Joseph Sambou is a Casamance farmer living near Djinaki, a municipality close to the Gambian border. Northern Senegalese working for the state do not dare to venture to his village because it is too close to the Casamancais maquis red zone. In his Senegalese community, commercial exchanges are made in dalasi, the Gambian currency.

Yahya Jammeh’s regime is said to support the Casamancais maquis. Indeed, he has facilitated the war economy by permitting very informal cross-border relationships. It is also said that Jammeh has Casamancais commandos within his personal guard, and that he has privileged people of his own ethnic belonging in his administration and army, that is, Jolas.

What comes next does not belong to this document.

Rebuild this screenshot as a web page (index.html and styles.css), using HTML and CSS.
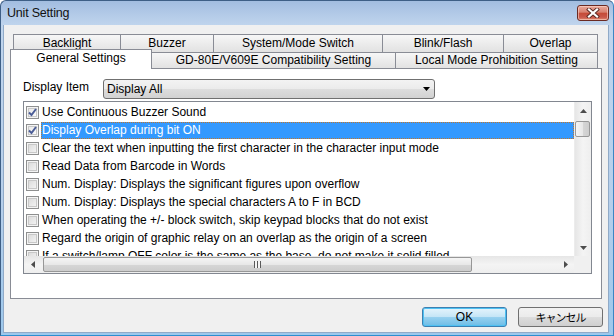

The casamancais maquis is controlled by Jolas.

Joseph Sambou is eager for a new President in The Gambia to contribute to bringing a definite peace in Casamance. But at the same time he fears retaliation against Jolas and Casamancais by the new Gambian government, as well as an upturn of violence by the Casamancais maquis.

Too late, the view from the Mediterranean

There are troubling days ahead in Banjul
According to UNHCR data from January to October 2016 more than 10,000 Gambian migrants arrived in Italy. In November, the teenage goalkeeper of the Gambian national women’s football team drowned in the Mediterranean while trying to reach this country. The promising player told her family that she wanted to “follow her destiny” and play for an European club “whatever the risks”.

In June 2016, President Jammeh claimed that Gambia had a right “To call the International Criminal Court to investigate not only cases of Gambians but the case of thousands of African young people who have died on the European coast under unusual circumstances".

In October he announced Gambia’s withdrawal from the Court, whose chief prosecutor, Fatou Bensouda, is a Gambian lawyer.

Yammeh conceded defeat to his opponent in the immediate aftermath of the election. But in a final pirouette, on Friday 09 he then rejected the results of the election. A delegation of the Economic Community of West African States (ECOWAS) tried unsuccessfully to persuade Yahya Jammeh to abandon power. There are troubling days ahead in Banjul.